I therefore asked "Where are they now?" for those people who had done research degrees under three of the above experts. Richards' group at Oxford has a Web page answering this question (at http://bellatrix.pcl.ox.ac.uk). Eighteen are academics, 14 are in the pharmaceutical, or related industry, and two are pursuing other careers. Willett's chemistry PhDs from 1987-1999 have the following career profiles:

Academia 7
Government IT 2
Web company 1
Pharma industry or related 11
CCDC 1

Johnson has recently turned out more entrepreneurs (at least two, not counting the ORAC/Synopsys team), plus one scientist in the pharmaceutical industry and one in academia.

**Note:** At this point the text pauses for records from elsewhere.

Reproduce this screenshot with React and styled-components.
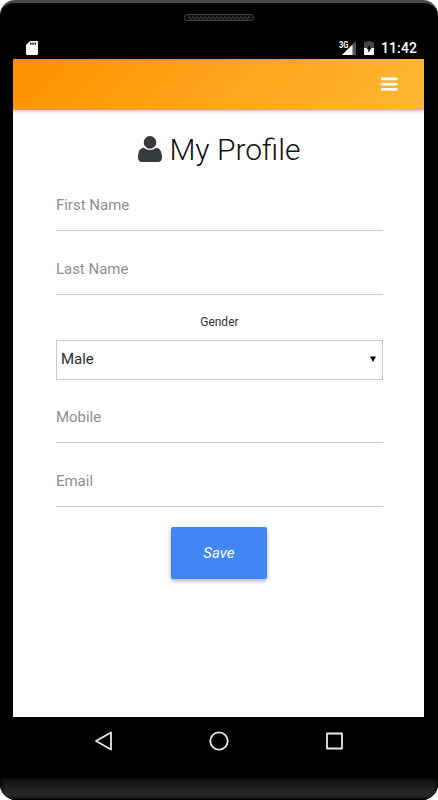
import { useState } from 'react'
import styled, { createGlobalStyle } from 'styled-components'

const GlobalStyle = createGlobalStyle`
  * {
    box-sizing: border-box;
  }
  body {
    margin: 0;
    background: white;
    font-family: Roboto, sans-serif;
  }
`

const Phone = styled.div`
  width: 438px;
  height: 800px;
  display: flex;
  flex-direction: column;
  background: black;
  border-top: 3px solid #4a4a4a;
  border-radius: 15px 15px 16px 16px;
  overflow: hidden;
`

const SpeakerArea = styled.div`
  height: 34px;
  display: flex;
  justify-content: center;
  padding-top: 11px;
`

const StatusBar = styled.div`
  height: 22px;
  display: flex;
  align-items: center;
  justify-content: space-between;
  padding: 0 21px 0 26px;
`

const StatusIcons = styled.div`
  display: flex;
  align-items: center;
  gap: 7px;
`

const Clock = styled.span`
  width: 36px;
  color: white;
  font-size: 14px;
  font-weight: 500;
  line-height: 20px;
  letter-spacing: 0.1px;
  white-space: nowrap;
`

const Screen = styled.div`
  width: 411px;
  height: 658px;
  margin-left: 13.4px;
  background: white;
`

const Header = styled.header`
  height: 51px;
  display: flex;
  align-items: center;
  justify-content: flex-end;
  padding-right: 26px;
  background: linear-gradient(135deg, #ff8f00, #ffb833);
  box-shadow: 0 1px 4px rgba(0, 0, 0, 0.28);
`

const MenuButton = styled.button`
  display: flex;
  padding: 0;
  margin-top: -1px;
  border: 0;
  background: none;
`

const Form = styled.form`
  padding: 20px 41.5px 0 42.5px;
`

const Title = styled.h1`
  display: flex;
  align-items: center;
  justify-content: center;
  gap: 7px;
  height: 40px;
  margin: 0 0 10px;
  color: #111;
  font-size: 30px;
  font-weight: 300;
  line-height: 40px;
  white-space: nowrap;
  svg {
    margin-top: -2px;
  }
`

const Field = styled.input`
  display: block;
  width: 100%;
  height: 51px;
  margin-bottom: ${props => props.$gap || '13px'};
  padding: 0 0 1px;
  border: 0;
  border-bottom: 1px solid #c8c8c8;
  outline: 0;
  background: none;
  color: #222;
  font-family: Roboto, sans-serif;
  font-size: 15px;
  &::placeholder {
    color: #8f8f8f;
  }
`

const Label = styled.label`
  display: block;
  height: 25px;
  color: #333;
  font-size: 12px;
  line-height: 14px;
  text-align: center;
`

const SelectBox = styled.div`
  display: flex;
  align-items: center;
  justify-content: space-between;
  height: 40px;
  margin-bottom: 12px;
  padding: 0 6px 2px 4px;
  border: 1px solid #cbcbcb;
  color: #2c2c2c;
  font-size: 15px;
`

const SaveButton = styled.button`
  display: block;
  width: 96px;
  height: 52px;
  margin: 0 auto 0 115px;
  padding: 0;
  border: 0;
  border-radius: 2px;
  background: #4285f4;
  box-shadow: 0 2px 4px rgba(0, 0, 0, 0.32);
  color: white;
  font-family: Roboto, sans-serif;
  font-size: 15px;
  font-style: italic;
`

const NavBar = styled.nav`
  height: 61px;
  display: flex;
  justify-content: center;
  gap: 91px;
  padding-top: 12px;
`

const Chin = styled.div`
  flex: 1;
  background: linear-gradient(#101010, #292929 75%, #151515);
  box-shadow: inset 0 -1px 2px black, inset 3px 0 4px -2px black, inset -3px 0 4px -2px black;
`

const Speaker = () => (
  <svg width="70" height="7" viewBox="0 0 70 7">
    <rect x="0.5" y="0.5" width="69" height="6" rx="3" fill="#111" stroke="#444" />
    <path d="M4 3.2H66" stroke="#555" strokeWidth="1" strokeDasharray="2 2" />
    <path d="M6 5H65" stroke="#4a4a4a" strokeWidth="1" strokeDasharray="2 2" />
  </svg>
)

const SdCard = () => (
  <svg width="12" height="15" viewBox="0 0 12 15">
    <path d="M4 0H11Q12 0 12 1V13Q12 14 11 14H1Q0 14 0 13V4Z" fill="white" />
    <path d="M4.8 1.5V3.8M7 1.5V3.8M9.3 1.5V3.8" stroke="black" strokeWidth="1.3" />
  </svg>
)

const Signal = () => (
  <svg width="18" height="15" viewBox="0 0 18 15">
    <path d="M3 14L17 0V14Z" fill="#555" />
    <path d="M3 14L13.5 3.5V14Z" fill="white" />
    <text x="0" y="6.5" fill="white" stroke="black" strokeWidth="1" paintOrder="stroke" fontSize="8.6" fontWeight="700" textLength="9.5" lengthAdjust="spacingAndGlyphs">3G</text>
  </svg>
)

const Battery = () => (
  <svg width="10" height="15" viewBox="0 0 10 15">
    <path d="M3 0H7V1H10V14H0V1H3Z" fill="#484848" />
    <path d="M0 7H10V14H0Z" fill="white" />
    <path d="M6 3.5L2.5 8.3H4.3V11.8L7.7 6.8H6Z" fill="black" />
  </svg>
)

const Bars = () => (
  <svg width="18" height="15" viewBox="0 0 18 15">
    <rect x="0.9" y="0.5" width="16.6" height="2.8" rx="1" fill="white" />
    <rect x="0.9" y="5.8" width="16.6" height="2.8" rx="1" fill="white" />
    <rect x="0.9" y="11" width="16.6" height="2.8" rx="1" fill="white" />
  </svg>
)

const User = () => (
  <svg width="24" height="26" viewBox="0 0 24 26" fill="#373a3c">
    <circle cx="12" cy="6.4" r="6.3" />
    <path d="M5.8 11.7Q8.6 14.1 12 14.1Q15.4 14.1 18.2 11.7C22.3 12 24 16.300 24 21.500C24 24.200 22.500 26 20.200 26H3.800C1.500 26 0 24.200 0 21.500C0 16.300 1.700 12 5.800 11.700Z" />
  </svg>
)

const NavIcon = ({ children }) => (
  <svg width="24" height="24" viewBox="0 0 24 24" fill="none" stroke="#e8e8e8" strokeWidth="1.8" strokeLinejoin="round">
    {children}
  </svg>
)

function App() {

  const [profile, setProfile] = useState({ first: '', last: '', mobile: '', email: '' })

  const field = (name) => ({
    value: profile[name],
    onChange: (e) => setProfile({ ...profile, [name]: e.target.value })
  })

  return (
    <>
      <GlobalStyle />
      <Phone>
        <SpeakerArea><Speaker /></SpeakerArea>
        <StatusBar>
          <SdCard />
          <StatusIcons>
            <Signal />
            <Battery />
            <Clock>11:42</Clock>
          </StatusIcons>
        </StatusBar>
        <Screen>
          <Header>
            <MenuButton><Bars /></MenuButton>
          </Header>
          <Form onSubmit={(e) => e.preventDefault()}>
            <Title><User />My Profile</Title>
            <Field placeholder='First Name' {...field('first')} />
            <Field placeholder='Last Name' $gap='20px' {...field('last')} />
            <Label>Gender</Label>
            <SelectBox>
              <span>Male</span>
              <svg width="6" height="6" viewBox="0 0 6 6"><path d="M0 0.5H6L3 6Z" fill="black" /></svg>
            </SelectBox>
            <Field placeholder='Mobile' {...field('mobile')} />
            <Field placeholder='Email' $gap='20px' {...field('email')} />
            <SaveButton>Save</SaveButton>
          </Form>
        </Screen>
        <NavBar>
          <NavIcon><path d="M4 12L19 3.5V20.5Z" /></NavIcon>
          <NavIcon><circle cx="12" cy="12" r="8.7" /></NavIcon>
          <NavIcon><rect x="5" y="4.5" width="15" height="15" /></NavIcon>
        </NavBar>
        <Chin />
      </Phone>
    </>
  );
}

export default App;
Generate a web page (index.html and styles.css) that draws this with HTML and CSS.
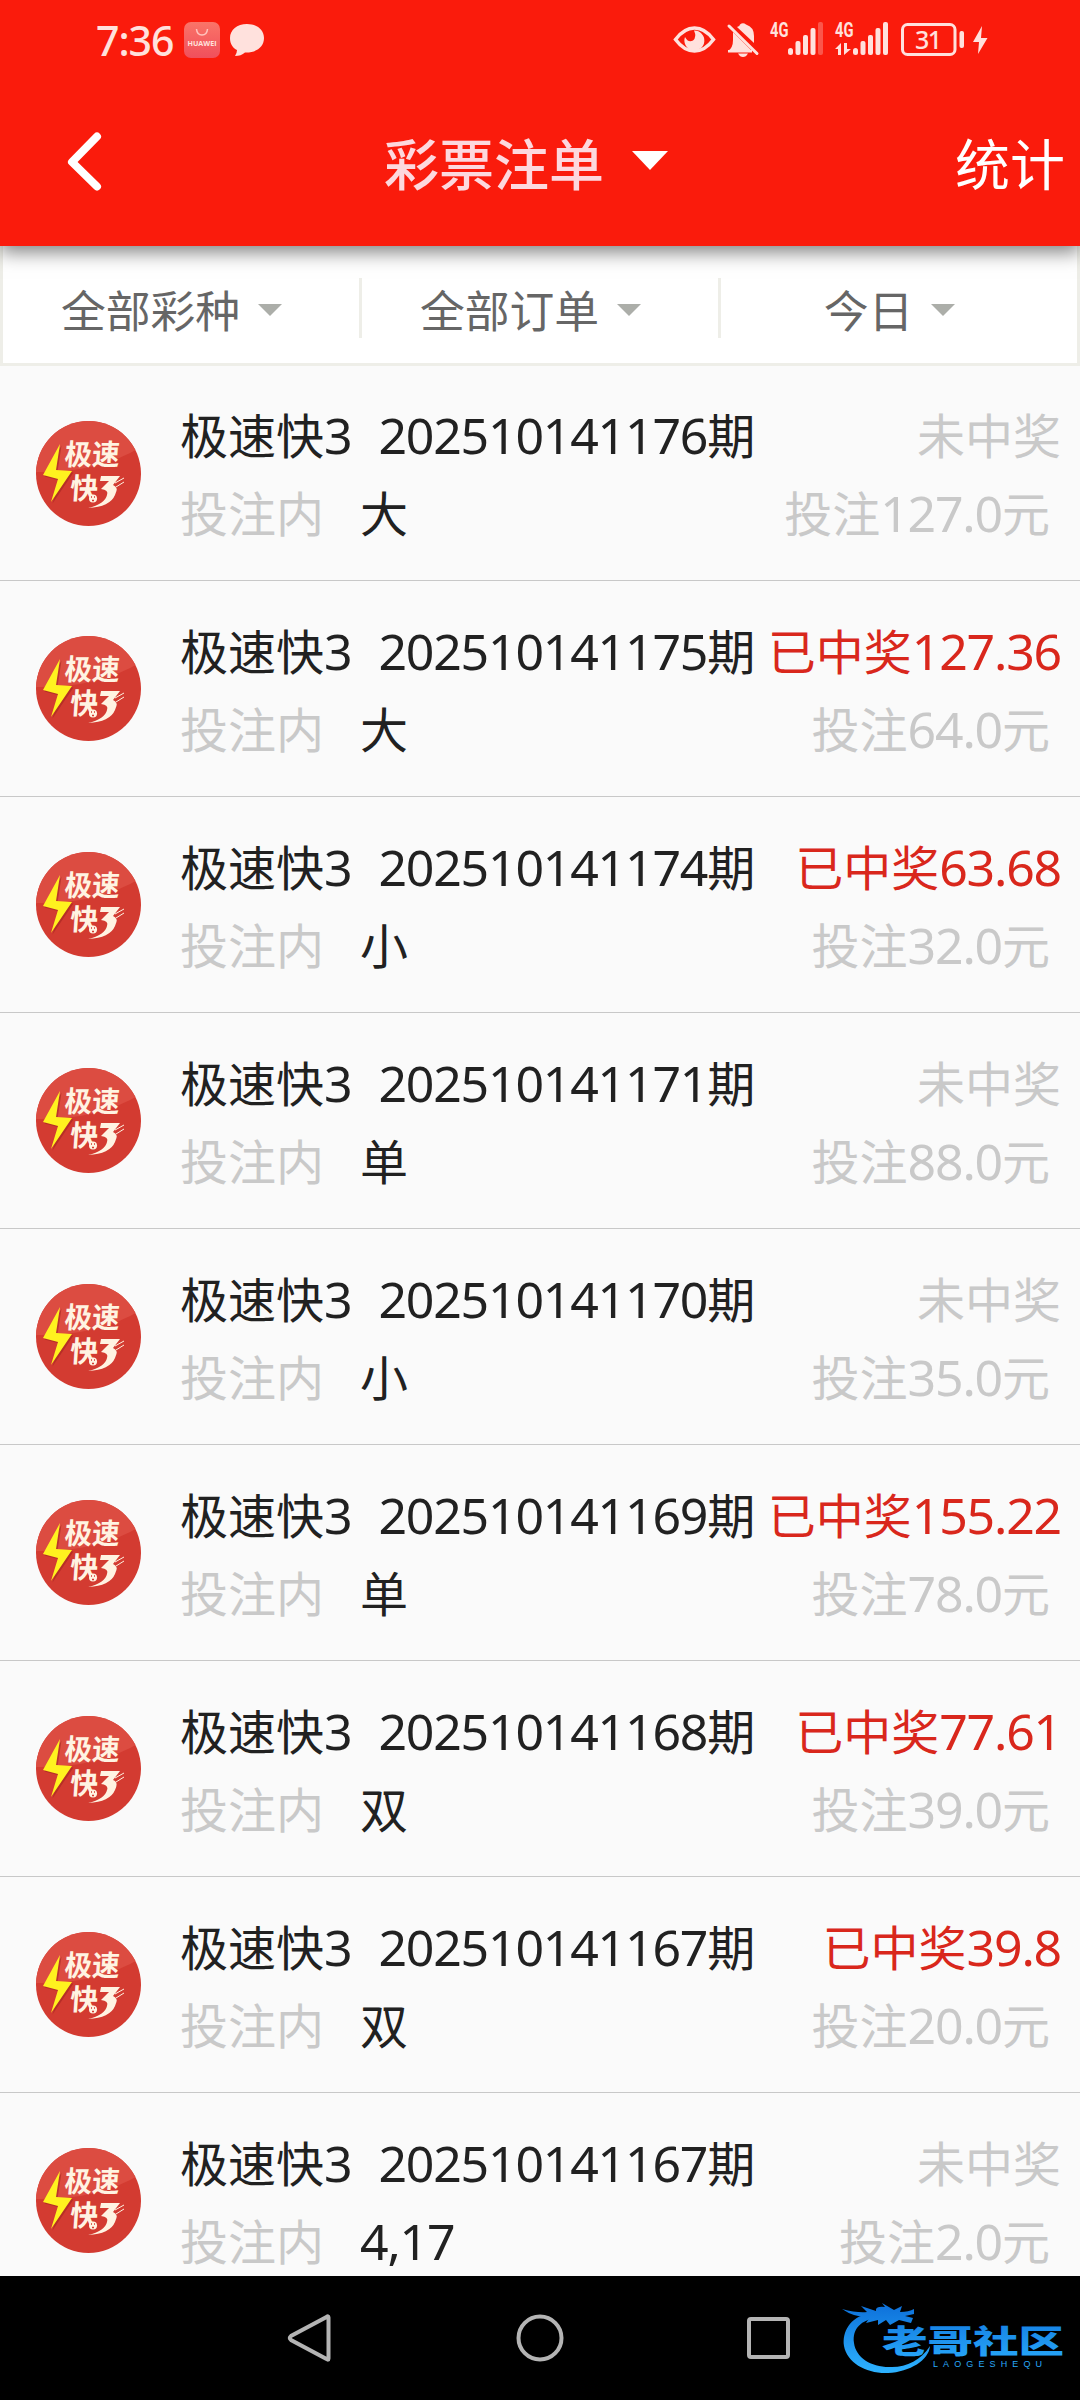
FILE: index.html
```html
<!DOCTYPE html>
<html lang="zh-CN">
<head>
  <meta charset="UTF-8" />
  <meta name="viewport" content="width=device-width, initial-scale=1" />
  <title>彩票注单</title>
  <link rel="stylesheet" href="styles.css">
</head>
<body>
  <!-- shared lottery logo -->
  <svg class="defs" width="0" height="0">
    <defs>
      <clipPath id="disc"><circle cx="52.5" cy="52.5" r="52.5"/></clipPath>
    </defs>
    <symbol id="logo" viewBox="0 0 105 105" overflow="visible">
      <g clip-path="url(#disc)">
        <rect width="105" height="105" fill="#d33b31"/>
        <path d="M0 0H105V26Q62 52 0 51Z" fill="#dc4c41"/>
      </g>
      <g transform="translate(1.5 1.5)" fill="#a3271f" opacity=".6">
        <path d="M24 23L7 54L22 58L15 81L36 50L20 49Z"/>
      </g>
      <path d="M24 23L7 54L22 58L15 81L36 50L20 49Z" fill="#fff21f"/>
      <g class="logo-text" transform="skewX(-4)">
        <text x="31" y="44.500" textLength="55" lengthAdjust="spacingAndGlyphs">极速</text>
        <text x="39" y="78" textLength="28" lengthAdjust="spacingAndGlyphs">快</text>
      </g>
      <path d="M65 55H84L77 64Q83 66 79 74Q74 86 52 87Q69 83 71 74Q73 69 65 68L73 60H64Z" fill="#fff3e2"/>
      <path d="M79 62L88 57M80 66L88 61" stroke="#fff3e2" stroke-width="1"/>
      <circle cx="57" cy="77.500" r="4" fill="#fff3e2"/>
      <path d="M55 76h1M58 76h1M56 79.500h2" stroke="#d33b31" stroke-width="1.500"/>
    </symbol>
  </svg>

  <div class="phone">
    <header>
      <div class="status">
        <span class="time">7:36</span>
        <svg class="huawei" width="36" height="36" viewBox="0 0 36 36">
          <defs>
            <linearGradient id="hw" x1="0" y1="0" x2="0" y2="1">
              <stop offset="0" stop-color="#fa7468"/>
              <stop offset="1" stop-color="#f04f5c"/>
            </linearGradient>
          </defs>
          <rect width="36" height="36" rx="7" fill="url(#hw)"/>
          <path d="M12.500 7Q13 13 18 13T23.500 7" fill="none" stroke="#ffc4be" stroke-width="1.500"/>
          <text x="3.500" y="24" textLength="29" lengthAdjust="spacingAndGlyphs">HUAWEI</text>
        </svg>
        <svg class="bubble" width="34" height="33" viewBox="0 0 34 33">
          <path d="M17 0C7 0 0 6 0 14C0 20 3 24 7 26Q7 29 5 32Q11 32 15 28.500C26 29 34 23 34 14C34 6 27 0 17 0Z"/>
        </svg>
        <!-- eye, muted bell, two signals, battery, charging bolt -->
        <svg class="indicators" width="315" height="40" viewBox="673 20 315 40">
          <path d="M675.500 39.500Q684 28 694.500 28T713.500 39.500Q705 51 694.500 51T675.500 39.500Z" fill="none" stroke="#ffe1dd" stroke-width="3.500"/>
          <path d="M694 30.500A10 10 0 1 1 685 37Q688 43 693 40.500Q697 37 694 30.500Z"/>
          <path d="M728 51Q733 48 733 40V32L751 50ZM737 27Q740 26 740 24.500Q743 22 746 24.500Q754 27 754 36V43Z"/>
          <path d="M738 53.500H748Q746 57 743 57T738 53.500Z"/>
          <path d="M729 26L757 53.500" stroke="#ffe1dd" stroke-width="3" stroke-linecap="round"/>
          <path d="M728 50H752V52.500H728Z"/>
          <text class="net" x="770" y="37" textLength="18.500" lengthAdjust="spacingAndGlyphs">4G</text>
          <g>
            <rect x="788" y="48" width="5" height="7" rx="2.500"/>
            <rect x="795.500" y="41" width="5" height="14" rx="2"/>
            <rect x="803" y="35" width="5" height="20" rx="2"/>
            <rect x="810.500" y="28" width="5" height="27" rx="2"/>
            <rect x="818" y="22" width="5" height="33" rx="2" opacity=".3"/>
          </g>
          <text class="net" x="835" y="37" textLength="18.500" lengthAdjust="spacingAndGlyphs">4G</text>
          <path d="M835 49L841 43V55H838V49ZM844 43H847V49H851L844 55Z"/>
          <g>
            <rect x="853" y="48" width="5" height="7" rx="2.500"/>
            <rect x="860.500" y="41" width="5" height="14" rx="2"/>
            <rect x="868" y="35" width="5" height="20" rx="2"/>
            <rect x="875.500" y="28" width="5" height="27" rx="2"/>
            <rect x="883" y="22" width="5" height="33" rx="2"/>
          </g>
          <rect x="902.500" y="24.500" width="52.500" height="30" rx="5" fill="none" stroke="#ffe1dd" stroke-width="3"/>
          <text class="level" x="915" y="49">31</text>
          <rect x="959.500" y="31" width="4.500" height="17" rx="2"/>
          <path d="M982 26L973 42H979L978 54L987.500 38H981Z"/>
        </svg>
      </div>
      <div class="titlebar">
        <svg class="back" width="36" height="60" viewBox="0 0 36 60">
          <path d="M30 5.500L5 31L30 55.500"/>
        </svg>
        <div class="title">彩票注单<i class="caret"></i></div>
        <div class="stats">统计</div>
      </div>
    </header>

    <div class="filters">
      <div class="filter">全部彩种<i class="caret"></i></div>
      <div class="filter">全部订单<i class="caret"></i></div>
      <div class="filter">今日<i class="caret"></i></div>
    </div>

    <div class="list" id="list"></div>

    <footer>
      <div class="nav">
        <svg width="48" height="50" viewBox="0 0 48 50">
          <path d="M41.500 4.500V45.500Q41.500 47.500 39.500 46L4 27Q1.500 25 4 23L39.500 4Q41.500 2.500 41.500 4.500Z"/>
        </svg>
        <svg width="48" height="50" viewBox="0 0 48 50">
          <circle cx="24" cy="25" r="21.500"/>
        </svg>
        <svg width="48" height="50" viewBox="0 0 48 50">
          <rect x="4" y="6" width="39" height="38" rx="2"/>
        </svg>
      </div>
      <svg class="brand" width="230" height="76" viewBox="840 2302 230 76">
        <defs>
          <linearGradient id="blue" gradientUnits="userSpaceOnUse" x1="0" y1="2308" x2="0" y2="2372">
            <stop offset="0" stop-color="#0f74dc"/>
            <stop offset="1" stop-color="#2db2ff"/>
          </linearGradient>
        </defs>
        <g fill="url(#blue)">
          <path d="M868 2314C850 2317 842 2332 844 2346C847 2363 867 2374 888 2373C910 2372 929 2360 930 2346C921 2360 907 2367 892 2367C872 2368 856 2358 854 2343C852 2328 862 2320 876 2318Z"/>
          <path d="M842 2309Q857 2313 867 2312L861 2306L876 2311Q875 2306 885 2307L882 2303L894 2310L902 2306L900 2312Q909 2312 914 2309V2314L905 2316L913 2318L911 2323L899 2320L890 2325L886 2320L878 2325V2320L866 2323L870 2317Q855 2318 842 2309Z"/>
          <text class="brand-name" x="882" y="2353" textLength="182" lengthAdjust="spacingAndGlyphs">老哥社区</text>
          <text class="brand-sub" x="933" y="2367" textLength="109">LAOGESHEQU</text>
        </g>
      </svg>
    </footer>
  </div>

<script>
  const orders = [
    { issue: "202510141176", pick: "大", win: "", bet: "127.0" },
    { issue: "202510141175", pick: "大", win: "127.36", bet: "64.0" },
    { issue: "202510141174", pick: "小", win: "63.68", bet: "32.0" },
    { issue: "202510141171", pick: "单", win: "", bet: "88.0" },
    { issue: "202510141170", pick: "小", win: "", bet: "35.0" },
    { issue: "202510141169", pick: "单", win: "155.22", bet: "78.0" },
    { issue: "202510141168", pick: "双", win: "77.61", bet: "39.0" },
    { issue: "202510141167", pick: "双", win: "39.8", bet: "20.0" },
    { issue: "202510141167", pick: "4,17", win: "", bet: "2.0" }
  ];

  // digits get their own font size and spacing
  const num = (text) => text.replace(/[\d.,]+/g, '<span class="num">$&</span>');

  document.getElementById('list').innerHTML = orders.map((o) => `
    <div class="order">
      <svg class="logo" width="105" height="105"><use href="#logo"/></svg>
      <div class="info">
        <div class="line">
          <span class="name">${num('极速快3')}<span class="issue">${num(o.issue + '期')}</span></span>
          <span class="${o.win ? 'won' : 'muted'}">${num(o.win ? '已中奖' + o.win : '未中奖')}</span>
        </div>
        <div class="line">
          <span class="muted label">投注内</span>
          <span class="pick">${num(o.pick)}</span>
          <span class="muted bet">${num('投注' + o.bet + '元')}</span>
        </div>
      </div>
    </div>`).join('');
</script>
</body>
</html>
```
FILE: styles.css
```css
body {
  margin: 0;
  background: #000;
  font-family: "Noto Sans CJK SC", sans-serif;
}
.defs {
  position: absolute;
}
.phone {
  width: 1080px;
  height: 2400px;
  display: flex;
  flex-direction: column;
  overflow: hidden;
  background: #fafafa;
}
header {
  height: 246px;
  flex: none;
  background: #fa1b0c;
  box-shadow: 0 6px 18px rgba(0,0,0,0.5);
  position: relative;
  z-index: 1;
}
.status {
  display: flex;
  align-items: center;
  height: 80px;
  padding: 0 92px 0 96px;
  color: #ffe1dd;
  fill: #ffe1dd;
}
.time {
  width: 88px;
  font-family: "Noto Sans", sans-serif;
  font-size: 41px;
  font-weight: 500;
  letter-spacing: -1px;
}
.huawei text {
  font: 700 7px "Open Sans", sans-serif;
  fill: #ffe1dd;
}
.bubble {
  margin-left: 10px;
}
.indicators {
  margin-left: auto;
  overflow: visible;
}
.net {
  font: 700 20px "Roboto", sans-serif;
}
.level {
  font: 500 25px "Noto Sans", sans-serif;
  letter-spacing: -1.5px;
}
.titlebar {
  display: flex;
  align-items: center;
  height: 161px;
  padding: 0 15px 0 67px;
  font-size: 55px;
  line-height: 80px;
  color: #fff;
}
.back {
  fill: none;
  stroke: #fff;
  stroke-width: 8;
  stroke-linecap: round;
  stroke-linejoin: round;
}
.title {
  display: flex;
  align-items: center;
  gap: 28px;
  margin-left: 281px;
  font-weight: 500;
  color: #fdd8de;
}
.stats {
  margin-left: auto;
}
.title .caret {
  border-width: 19px 18px 0;
  border-color: #fff transparent;
}
.caret {
  width: 0;
  height: 0;
  border-style: solid;
}
.filters {
  display: flex;
  flex: none;
  box-sizing: border-box;
  height: 120px;
  padding: 32px 0 25px;
  border: 3px solid #eeeee8;
  border-top: 0;
  background: #fff;
}
.filter {
  flex: 1;
  display: flex;
  align-items: center;
  justify-content: center;
  gap: 18px;
  padding-right: 19px;
  font-size: 44.800px;
  color: #666;
  border-right: 3px solid #eeeee8;
}
.filter:last-child {
  border-right: 0;
}
.filter .caret {
  margin-top: 3px;
  border-width: 12px 12px 0;
  border-color: #acaea9 transparent;
}
.list {
  flex: 1;
  min-height: 0;
  overflow: hidden;
}
.order {
  display: flex;
  align-items: center;
  box-sizing: border-box;
  height: 216px;
  padding-left: 36px;
  border-bottom: 1px solid #c8c8c8;
}
.order:first-child {
  height: 215px;
}
.logo-text {
  font: 700 29px "Noto Sans CJK SC", sans-serif;
  fill: #fff3e2;
}
.info {
  flex: 1;
  margin: -2px 0 0 39px;
}
.line {
  display: flex;
  height: 78px;
  line-height: 78px;
  padding-right: 19px;
  font-size: 48px;
  color: #212121;
  white-space: nowrap;
}
.line > :last-child {
  margin-left: auto;
}
.num {
  font-family: "Noto Sans", sans-serif;
  font-size: 50px;
  line-height: 1;
  letter-spacing: -1.200px;
}
.issue {
  margin-left: 27px;
}
.label {
  width: 180px;
}
.muted {
  color: #c9c9c9;
}
.won {
  color: #d9271c;
}
.bet {
  padding-right: 11px;
}
footer {
  position: relative;
  flex: none;
  height: 124px;
  background: #000;
}
.nav {
  display: flex;
  align-items: center;
  justify-content: center;
  gap: 181px;
  height: 124px;
  fill: none;
  stroke: #b4b4b4;
  stroke-width: 4;
}
/* brand mark lies over the navigation bar */
.brand {
  position: absolute;
  right: 10px;
  bottom: 22px;
}
.brand-name {
  font: 900 32px "Noto Sans CJK SC", sans-serif;
}
.brand-sub {
  font: 9px "Liberation Sans", sans-serif;
}
```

Supply of chemical informatics experts is clearly not meeting the demand. One academic I spoke to in person says that he is asked (from Germany, Switzerland, the US and the UK) if he has a suitable job candidate about once every three weeks. A second academic has the same experience. There seem to be less than 12 candidates on the market each year whereas more than 40 a year must be needed. My contact felt that more 100 candidates graduating per annum would be too many.

Problems for educators include no access to combinatorial chemistry data, no access to high throughput screening data, shortage of the right teaching staff, a fast changing field, the time lag between supply and demand, and the status of interdisciplinary education (degrees with more than one specialism can be viewed with suspicion by student and teacher alike). Also, there are now more bioscience majors and fewer in the physical sciences (my thanks to Dana Roth for drawing my attention to this - see Nature, July 22, 1999, pp. 309-310).

Some specialised courses are beginning to appear e.g., Indiana University's course in Chemical Informatics and the Virtual School of Molecular Sciences at Nottingham. On the whole, though, practitioners of chemical informatics are still tending to learn "on the job".